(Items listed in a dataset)

= = =

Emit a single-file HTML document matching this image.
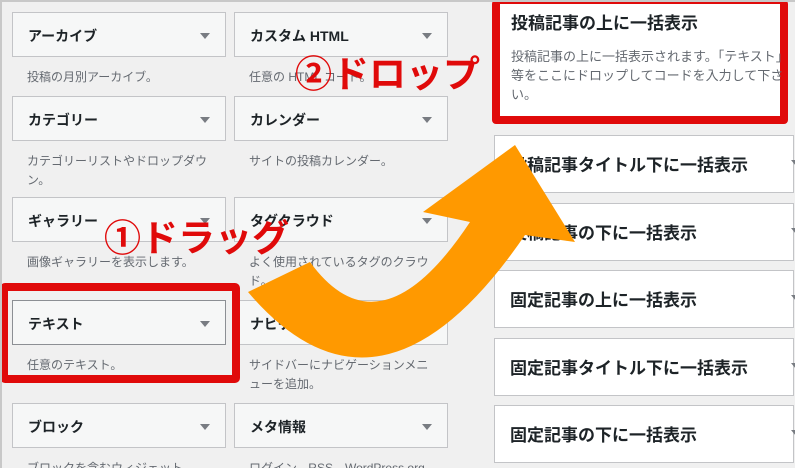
<!DOCTYPE html>
<html><head><meta charset="utf-8"><style>
*{margin:0;padding:0;box-sizing:border-box}
html,body{width:795px;height:468px;overflow:hidden}
body{background:#f0f0f0;font-family:"Liberation Sans","Noto Sans CJK JP",sans-serif;position:relative}
#f{position:absolute;left:0;top:0;width:795px;height:468px;border-top:2px solid #c8c8c8;border-left:2px solid #c8c8c8;pointer-events:none}
.w{position:absolute;width:214px;height:45px;background:#f6f7f7;border:1px solid #c3c4c7;font-size:14px;font-weight:bold;color:#1d2327;padding:13px 15px}
.w:after{content:"";position:absolute;right:15px;top:20px;border:5px solid transparent;border-top:6px solid #787c82;border-bottom:0}
.d{position:absolute;width:190px;font-size:12px;color:#646970;line-height:19px}
.r{position:absolute;left:494px;width:300px;height:58px;background:#fff;border:1px solid #c3c4c7;font-size:17px;font-weight:bold;color:#1d2327;padding:15px 15px}
.r:after{content:"";position:absolute;right:-8px;top:24px;border:5px solid transparent;border-top:6px solid #787c82;border-bottom:0}
.lab{position:absolute;color:#e00a0a;font-size:37px;font-weight:bold;white-space:nowrap;letter-spacing:0px}
</style></head><body>
<div class="w" style="left:12px;top:12px">アーカイブ</div>
<div class="w" style="left:234px;top:12px">カスタム HTML</div>
<div class="d" style="left:27px;top:68px">投稿の月別アーカイブ。</div>
<div class="d" style="left:249px;top:68px">任意の HTML コード。</div>
<div class="w" style="left:12px;top:96px">カテゴリー</div>
<div class="w" style="left:234px;top:96px">カレンダー</div>
<div class="d" style="left:27px;top:152px">カテゴリーリストやドロップダウン。</div>
<div class="d" style="left:249px;top:152px">サイトの投稿カレンダー。</div>
<div class="w" style="left:12px;top:197px">ギャラリー</div>
<div class="w" style="left:234px;top:197px">タグクラウド</div>
<div class="d" style="left:27px;top:253px">画像ギャラリーを表示します。</div>
<div class="d" style="left:249px;top:253px">よく使用されているタグのクラウド。</div>
<div class="w" style="left:12px;top:300px;border-color:#8c8f94">テキスト</div>
<div class="w" style="left:234px;top:300px">ナビゲーションメニュー</div>
<div class="d" style="left:27px;top:356px">任意のテキスト。</div>
<div class="d" style="left:249px;top:356px">サイドバーにナビゲーションメニューを追加。</div>
<div class="w" style="left:12px;top:403px">ブロック</div>
<div class="w" style="left:234px;top:403px">メタ情報</div>
<div class="d" style="left:27px;top:459px">ブロックを含むウィジェット。</div>
<div class="d" style="left:249px;top:459px">ログイン、RSS、WordPress.org</div>
<div style="position:absolute;left:0;top:283px;width:240px;height:100px;border:8px solid #e00a0a;border-radius:5px"></div>

<div style="position:absolute;left:492px;top:0;width:296px;height:124px;background:#fff;border:8px solid #e00a0a;border-top-width:4px;border-radius:4px;padding:5px 0 0 11px">
<div style="font-size:17px;font-weight:bold;color:#1d2327">投稿記事の上に一括表示</div>
<div style="font-size:13px;color:#646970;line-height:19px;margin-top:13px;width:275px">投稿記事の上に一括表示されます。「テキスト」等をここにドロップしてコードを入力して下さい。</div>
</div>
<div class="r" style="top:135px">投稿記事タイトル下に一括表示</div>
<div class="r" style="top:203px">投稿記事の下に一括表示</div>
<div class="r" style="top:270px">固定記事の上に一括表示</div>
<div class="r" style="top:338px">固定記事タイトル下に一括表示</div>
<div class="r" style="top:405px">固定記事の下に一括表示</div>

<svg style="position:absolute;left:0;top:0" width="795" height="468"><path d="M248,292 Q380,447 525,235 L575,242 L515,145 L423,212 L470,222 Q380,358 310,262 Z" fill="#ff9900"/></svg>
<div class="lab" style="left:104px;top:208px">①ドラッグ</div>
<div class="lab" style="left:295px;top:44px">②ドロップ</div>
<div id="f"></div>
</body></html>
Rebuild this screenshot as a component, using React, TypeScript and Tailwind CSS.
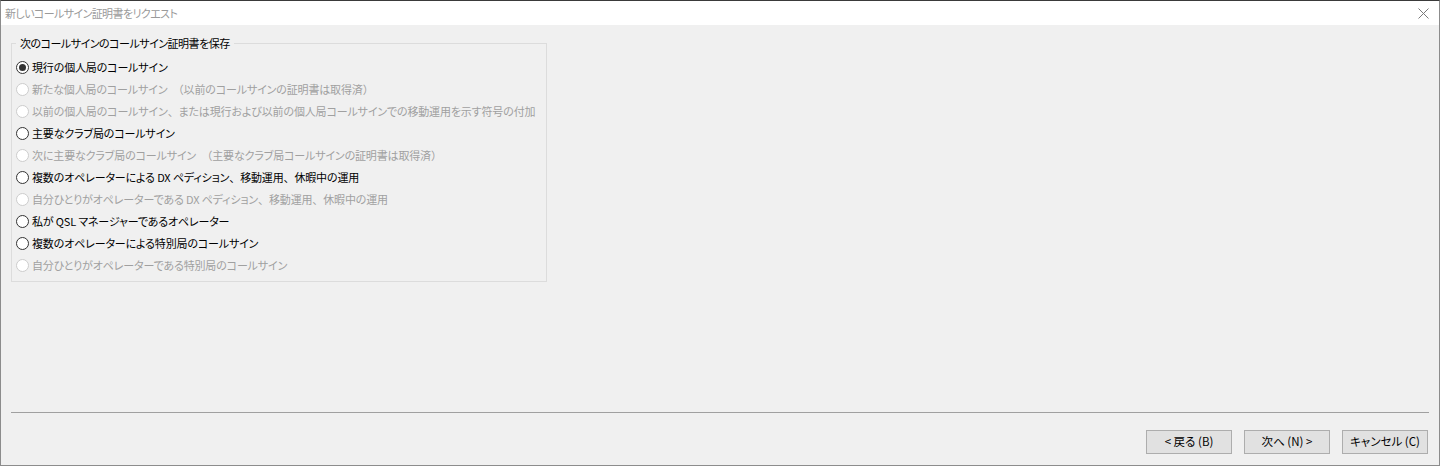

= = =

■ DIRECTIVE
In the material above, find the lines that contain "this" and show them.

■ SOLVED EXERCISE
Emit a single-file HTML document matching this image.
Rebuild this screenshot as a component, using React, TypeScript and Tailwind CSS.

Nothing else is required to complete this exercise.